2017

Puzzle

April 24, 2017

I have been, for some time (maybe all my life) gathering pieces of a puzzle whose final image I do not perceive. I know the puzzle exists but I don’t even know the shape of the boundary much less the image that it will reveal. It is a montage of pieces that range from simple colors and shapes to textures, numbers, data, video clips, poems, classic works of literature, theological constructs, conspiracy theories, histories of civilizations, economics, governments, physics, and God himself. Each of these pieces is, in itself, another puzzle like the first but seen in opposing mirrors with reflections that recede into infinity.

As pieces are added to the puzzle, my perception of it shifts with all the pieces coming into closer alignment and the whole more closely resembling the final result which is the Universe.

I have seen quotes of Tacitus before but only lately appreciated the scope and importance of his contribution to the building of my puzzle. Understanding Rome, its expansion, decline, and fall sheds light on the plight we now face. Some believe that our empire is in the same late stages as Rome in its death throes. Truely, there is much in our country that is unsustainable and that which cannot continue will stop.

This sentiment has become all too real for me and my daughter. I’m losing two days off my contract next year due to financial constraints and my daughter is giving up several weeks of work because of state budget cutbacks.

The question is: are the signs we’re all seeing tectonic shifts or are they minor aberrations that occur normally in history?

Old Truths

April 30, 2017

The old truths are the best.
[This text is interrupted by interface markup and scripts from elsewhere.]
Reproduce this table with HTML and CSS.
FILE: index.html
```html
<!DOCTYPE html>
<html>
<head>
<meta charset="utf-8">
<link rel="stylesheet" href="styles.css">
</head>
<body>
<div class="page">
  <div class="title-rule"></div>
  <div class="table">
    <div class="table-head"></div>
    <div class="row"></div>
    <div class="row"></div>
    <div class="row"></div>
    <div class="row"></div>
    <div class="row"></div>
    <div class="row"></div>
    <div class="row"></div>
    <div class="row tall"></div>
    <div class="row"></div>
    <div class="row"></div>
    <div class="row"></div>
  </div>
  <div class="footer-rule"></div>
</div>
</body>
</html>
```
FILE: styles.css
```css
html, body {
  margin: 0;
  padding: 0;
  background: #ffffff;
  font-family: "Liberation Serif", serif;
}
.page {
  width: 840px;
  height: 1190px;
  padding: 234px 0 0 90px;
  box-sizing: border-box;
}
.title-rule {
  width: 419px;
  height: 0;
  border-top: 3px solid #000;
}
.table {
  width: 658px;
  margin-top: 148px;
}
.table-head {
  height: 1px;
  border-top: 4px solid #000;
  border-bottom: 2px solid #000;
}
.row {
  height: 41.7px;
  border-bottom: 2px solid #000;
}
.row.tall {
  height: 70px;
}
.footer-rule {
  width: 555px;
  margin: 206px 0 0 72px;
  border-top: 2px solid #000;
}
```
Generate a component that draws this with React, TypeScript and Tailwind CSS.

You can never overestimate the extent of human avarice, deception, and selfishness. Everyone is weak. Even those who you think should know better fail in the end. I wish I could have been a better man… the one that never compromised, never backed down. The one that embodied wisdom, honor, and courage. There are no honorable men left; just self-absorbed, stunted children who are completely self-indulgent and I am in the vanguard.

Family

June 17, 2017

I had talked to Mom and Dad a number of times about a road trip to the country (homeplace) and today we did that. I was just planning on the three of us doing it since I didn’t think anyone else would be interested.

Dad wanted the grandkids (both our kids and my sister’s) to go so we planned it for father day weekend when several of them (along with spouses/boyfriends) would be in town. We rented a 15-passenger van and toured the places my parents were born and raised near Gravel Switch, KY. This is a rural community near Springfield and Lebanon. Both came off the farm, Dad dropped out of high school in the late 40’s and then joined the army and served in Korea during the war. Mother came to Louisville to go to business school in the early 50’s. They married in ’54 and he went to Eastern Kentucky University on the GI bill….graduating with a degree in accounting. He worked for the KY department of Revenue, L&N railroad, and Kentucky Fried Chicken. She went back to school right before I graduated from high school and ended up with a Masters and taught business in high school. In fact we taught in the same school for several years!

This entry has a lot of family details that wouldn’t interest anyone so I’ll just summarize by saying they were both from big farm families and had a traditional rural/depression era upbringing. Mother had it a little better; Dad says they were so poor they didn’t know there WAS a depression! He tells one story I find interesting. When he was 6 or 8, (just before WWII) he was riding in a horse drawn wagon with his father (my grandfather). Another wagon approached them and they realized it was the pastor of their local Baptist church. They stopped to chat and the pastor asked my grandfather if he had any money he could spare because the pastor’s children had no bread…..nothing in this world to eat. My grandfather pulled out a dollar and gave it to the pastor. They chatted on and finally parted and as they drove away from the other wagon, my grandfather said to my Dad that he had just given away the last dollar he owned on this earth. How many of us have ever given away the LAST dollar? It was a different time, a different world.

We visited my Mom’s home place which is still in the family and we drove by the last farm my Dad’s parents owned before moving into “town”….. Texas, KY. Most of you would not call this group of 10 or 12 houses a town at all but to farm folk, it was “town”.

Anyway, we enjoyed the day and at one point ended up at Pleasant Hill Baptist church which both families attended and where Mom and Dad were married. The grandkids got creeped out when their grandparents showed off the gravestone that is already in place with names already etched and waiting only for dates. Where they started, they will end.